## Begin

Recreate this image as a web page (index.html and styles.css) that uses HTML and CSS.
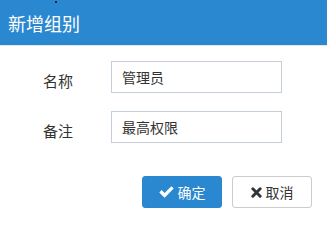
FILE: index.html
```html
<!DOCTYPE html>
<html lang="zh">
<head>
<meta charset="utf-8">
<link rel="stylesheet" href="styles.css">
</head>
<body>
<div class="dialog">
  <div class="header">
    <span class="title">新增组别</span>
    <span class="dot"></span>
  </div>
  <div class="form">
    <div class="row">
      <label class="label">名称</label>
      <div class="input">管理员</div>
    </div>
    <div class="row">
      <label class="label">备注</label>
      <div class="input">最高权限</div>
    </div>
    <div class="actions">
      <button class="btn btn-primary">
        <svg class="icon" viewBox="0 0 15 12" width="15" height="12"><path d="M0.3 6.4 L2.6 4.1 L5.6 7.1 L12.4 0.3 L14.7 2.6 L5.6 11.7 Z" fill="#fff"/></svg>
        <span>确定</span>
      </button>
      <button class="btn btn-default">
        <svg class="icon" viewBox="0 0 12 12" width="11" height="11"><path d="M2 2 L10 10 M10 2 L2 10" fill="none" stroke="#333" stroke-width="3.2" stroke-linecap="round"/></svg>
        <span>取消</span>
      </button>
    </div>
  </div>
</div>
</body>
</html>
```

FILE: styles.css
```css
html, body {
  margin: 0;
  padding: 0;
  background: #fff;
  font-family: "Noto Sans CJK SC", "Noto Sans", sans-serif;
}
.dialog {
  width: 327px;
  height: 226px;
  overflow: hidden;
}
.header {
  position: relative;
  height: 45px;
  background: #2a88d0;
  border-bottom: 1px solid #e6e6e6;
  display: flex;
  align-items: center;
  padding-left: 8px;
}
.title {
  color: #fff;
  font-size: 18px;
  line-height: 20px;
  padding-top: 1px;
}
.dot {
  position: absolute;
  left: 55px;
  top: 1px;
  width: 2px;
  height: 2px;
  background: #1a2a40;
}
.form {
  padding: 15px 0 0 43px;
  display: flex;
  flex-direction: column;
  gap: 18px;
}
.row {
  display: flex;
  align-items: center;
  height: 32px;
}
.label {
  width: 68px;
  font-size: 15px;
  color: #333;
  padding-top: 6px;
}
.input {
  box-sizing: border-box;
  width: 171px;
  height: 32px;
  border: 1px solid #c4ced9;
  padding-left: 10px;
  font-size: 14px;
  line-height: 30px;
  color: #333;
}
.actions {
  display: flex;
  justify-content: flex-end;
  gap: 10px;
  margin-top: 15px;
  padding-right: 15px;
}
.btn {
  box-sizing: border-box;
  width: 80px;
  height: 32px;
  border-radius: 3px;
  font-family: inherit;
  font-size: 14px;
  display: flex;
  align-items: center;
  justify-content: center;
  gap: 4px;
  padding: 0;
}
.btn-primary {
  background: #2a88d0;
  border: 1px solid #2a88d0;
  color: #fff;
}
.btn-default {
  background: #fff;
  border: 1px solid #cccccc;
  color: #333;
}
.icon {
  display: block;
}
```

## End

# GIVEN REQUEST:
List every line above containing the word "index".

# RESPONSE TO THE TASK:
Recreate this image as a web page (index.html and styles.css) that uses HTML and CSS.
FILE: index.html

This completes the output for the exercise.